GIVEN PROBLEM:
Locate the lines of the listing below that hold "TypeScript", then copy each of them.

##### STORED ROWS #####

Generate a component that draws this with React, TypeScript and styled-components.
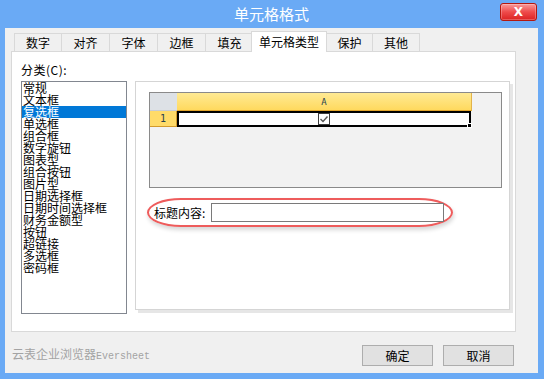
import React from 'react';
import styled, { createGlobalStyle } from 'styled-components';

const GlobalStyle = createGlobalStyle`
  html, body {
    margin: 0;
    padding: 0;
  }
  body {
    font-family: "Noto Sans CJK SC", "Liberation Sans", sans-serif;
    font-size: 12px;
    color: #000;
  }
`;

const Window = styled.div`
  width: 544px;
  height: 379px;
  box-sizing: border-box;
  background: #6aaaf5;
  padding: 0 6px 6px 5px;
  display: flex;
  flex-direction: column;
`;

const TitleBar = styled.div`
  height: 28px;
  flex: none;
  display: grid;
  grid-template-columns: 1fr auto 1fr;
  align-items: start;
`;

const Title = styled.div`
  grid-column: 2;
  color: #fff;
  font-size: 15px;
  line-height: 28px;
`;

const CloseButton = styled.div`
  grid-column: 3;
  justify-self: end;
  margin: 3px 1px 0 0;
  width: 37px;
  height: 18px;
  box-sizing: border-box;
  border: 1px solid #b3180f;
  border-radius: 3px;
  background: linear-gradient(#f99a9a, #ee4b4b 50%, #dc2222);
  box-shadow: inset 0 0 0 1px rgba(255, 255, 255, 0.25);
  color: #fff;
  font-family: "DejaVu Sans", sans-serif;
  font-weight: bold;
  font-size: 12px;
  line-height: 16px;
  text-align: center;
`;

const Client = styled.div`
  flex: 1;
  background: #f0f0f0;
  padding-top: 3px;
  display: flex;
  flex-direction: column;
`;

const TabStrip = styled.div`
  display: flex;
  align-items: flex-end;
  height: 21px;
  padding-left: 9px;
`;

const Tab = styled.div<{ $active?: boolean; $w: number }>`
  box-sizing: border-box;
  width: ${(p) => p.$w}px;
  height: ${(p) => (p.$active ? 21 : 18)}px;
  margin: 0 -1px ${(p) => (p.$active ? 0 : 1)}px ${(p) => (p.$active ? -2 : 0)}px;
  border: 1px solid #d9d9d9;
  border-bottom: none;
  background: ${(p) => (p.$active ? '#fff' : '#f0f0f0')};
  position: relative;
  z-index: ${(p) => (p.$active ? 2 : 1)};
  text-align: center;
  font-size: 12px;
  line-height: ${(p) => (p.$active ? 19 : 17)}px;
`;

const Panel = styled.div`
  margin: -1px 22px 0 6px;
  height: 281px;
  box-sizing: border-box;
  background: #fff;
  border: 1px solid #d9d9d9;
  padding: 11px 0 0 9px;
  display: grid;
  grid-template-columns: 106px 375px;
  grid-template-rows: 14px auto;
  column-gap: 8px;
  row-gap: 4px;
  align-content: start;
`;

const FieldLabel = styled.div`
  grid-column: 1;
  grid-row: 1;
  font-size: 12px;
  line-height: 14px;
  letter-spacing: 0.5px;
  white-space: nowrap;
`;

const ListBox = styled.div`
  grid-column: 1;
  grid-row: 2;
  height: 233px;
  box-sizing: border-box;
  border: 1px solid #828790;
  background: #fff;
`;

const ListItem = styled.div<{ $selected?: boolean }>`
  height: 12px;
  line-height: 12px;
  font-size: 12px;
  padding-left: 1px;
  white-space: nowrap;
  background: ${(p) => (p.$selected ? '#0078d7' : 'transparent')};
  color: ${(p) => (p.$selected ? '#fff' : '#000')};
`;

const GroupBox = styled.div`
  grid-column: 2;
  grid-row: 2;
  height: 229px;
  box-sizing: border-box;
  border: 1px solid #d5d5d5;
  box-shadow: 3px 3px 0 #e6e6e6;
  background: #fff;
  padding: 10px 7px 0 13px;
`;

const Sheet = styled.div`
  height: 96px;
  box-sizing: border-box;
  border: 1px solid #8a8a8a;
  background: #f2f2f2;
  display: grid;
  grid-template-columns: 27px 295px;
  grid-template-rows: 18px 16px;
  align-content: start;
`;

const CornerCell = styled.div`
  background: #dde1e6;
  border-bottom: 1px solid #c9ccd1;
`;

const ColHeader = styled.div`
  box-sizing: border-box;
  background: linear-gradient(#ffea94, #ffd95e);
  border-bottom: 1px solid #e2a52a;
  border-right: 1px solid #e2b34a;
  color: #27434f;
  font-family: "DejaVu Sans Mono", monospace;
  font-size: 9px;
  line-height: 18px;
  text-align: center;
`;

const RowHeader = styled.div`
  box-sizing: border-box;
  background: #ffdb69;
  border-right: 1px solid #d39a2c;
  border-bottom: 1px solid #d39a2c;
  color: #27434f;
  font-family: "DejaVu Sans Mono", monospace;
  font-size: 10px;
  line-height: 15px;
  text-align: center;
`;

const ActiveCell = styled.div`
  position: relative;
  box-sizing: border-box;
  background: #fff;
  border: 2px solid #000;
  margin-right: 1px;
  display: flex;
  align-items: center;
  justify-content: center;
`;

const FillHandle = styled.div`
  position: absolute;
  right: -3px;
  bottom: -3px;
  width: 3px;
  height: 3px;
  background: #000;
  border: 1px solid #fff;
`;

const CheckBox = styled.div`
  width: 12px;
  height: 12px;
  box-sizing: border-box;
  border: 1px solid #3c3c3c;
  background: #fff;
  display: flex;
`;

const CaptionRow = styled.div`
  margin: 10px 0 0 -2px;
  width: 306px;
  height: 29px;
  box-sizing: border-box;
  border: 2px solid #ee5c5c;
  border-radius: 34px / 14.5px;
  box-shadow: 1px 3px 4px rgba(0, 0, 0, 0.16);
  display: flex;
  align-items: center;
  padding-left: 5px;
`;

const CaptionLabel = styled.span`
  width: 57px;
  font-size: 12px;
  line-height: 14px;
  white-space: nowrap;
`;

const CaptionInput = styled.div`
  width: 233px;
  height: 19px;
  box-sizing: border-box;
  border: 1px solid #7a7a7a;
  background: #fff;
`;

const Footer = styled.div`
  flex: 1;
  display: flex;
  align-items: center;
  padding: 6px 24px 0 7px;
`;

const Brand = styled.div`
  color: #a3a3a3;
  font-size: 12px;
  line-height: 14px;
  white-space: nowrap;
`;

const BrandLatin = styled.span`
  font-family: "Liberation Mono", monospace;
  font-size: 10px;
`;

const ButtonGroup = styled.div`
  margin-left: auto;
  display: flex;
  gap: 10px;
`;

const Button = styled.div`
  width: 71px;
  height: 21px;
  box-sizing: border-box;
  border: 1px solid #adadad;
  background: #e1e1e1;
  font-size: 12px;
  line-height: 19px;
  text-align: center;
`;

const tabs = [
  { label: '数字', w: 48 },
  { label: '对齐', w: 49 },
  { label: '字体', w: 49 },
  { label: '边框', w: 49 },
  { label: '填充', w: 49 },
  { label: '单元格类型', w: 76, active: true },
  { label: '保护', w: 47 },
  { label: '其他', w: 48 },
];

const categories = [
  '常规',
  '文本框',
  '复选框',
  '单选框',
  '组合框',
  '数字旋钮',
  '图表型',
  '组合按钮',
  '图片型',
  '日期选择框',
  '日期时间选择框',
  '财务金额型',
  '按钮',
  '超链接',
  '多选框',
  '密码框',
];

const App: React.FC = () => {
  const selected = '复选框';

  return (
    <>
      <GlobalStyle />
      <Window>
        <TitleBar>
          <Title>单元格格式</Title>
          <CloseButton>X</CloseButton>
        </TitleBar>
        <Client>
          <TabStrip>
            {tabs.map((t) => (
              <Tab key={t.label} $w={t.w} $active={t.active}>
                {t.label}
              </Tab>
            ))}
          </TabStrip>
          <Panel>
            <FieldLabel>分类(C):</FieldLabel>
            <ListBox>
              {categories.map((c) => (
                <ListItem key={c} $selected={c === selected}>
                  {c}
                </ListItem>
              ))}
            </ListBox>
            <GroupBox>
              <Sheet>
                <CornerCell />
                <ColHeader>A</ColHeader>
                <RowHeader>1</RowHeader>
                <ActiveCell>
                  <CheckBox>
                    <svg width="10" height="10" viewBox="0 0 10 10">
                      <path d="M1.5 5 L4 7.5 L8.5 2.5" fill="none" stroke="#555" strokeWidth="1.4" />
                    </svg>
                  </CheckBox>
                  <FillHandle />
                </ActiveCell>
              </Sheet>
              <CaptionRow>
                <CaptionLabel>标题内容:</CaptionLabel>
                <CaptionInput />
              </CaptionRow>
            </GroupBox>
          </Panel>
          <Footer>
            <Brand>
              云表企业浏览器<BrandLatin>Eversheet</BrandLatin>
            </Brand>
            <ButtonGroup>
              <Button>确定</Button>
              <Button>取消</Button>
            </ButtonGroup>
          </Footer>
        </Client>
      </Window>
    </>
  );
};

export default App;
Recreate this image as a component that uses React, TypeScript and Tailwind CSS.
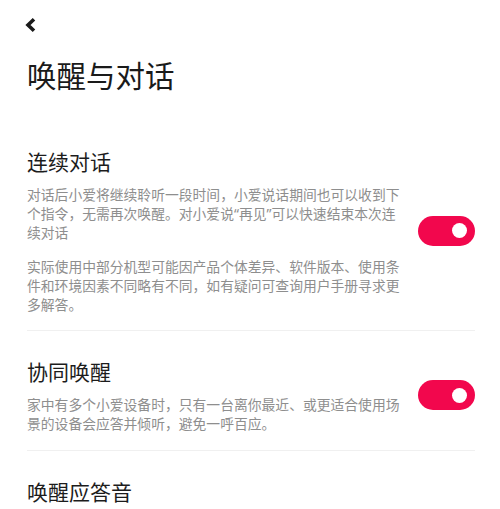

#####

COMPLETE RESPONSE:
Generate a component that draws this with React, TypeScript and styled-components.
Recreate this image as a component that uses React, TypeScript and Tailwind CSS.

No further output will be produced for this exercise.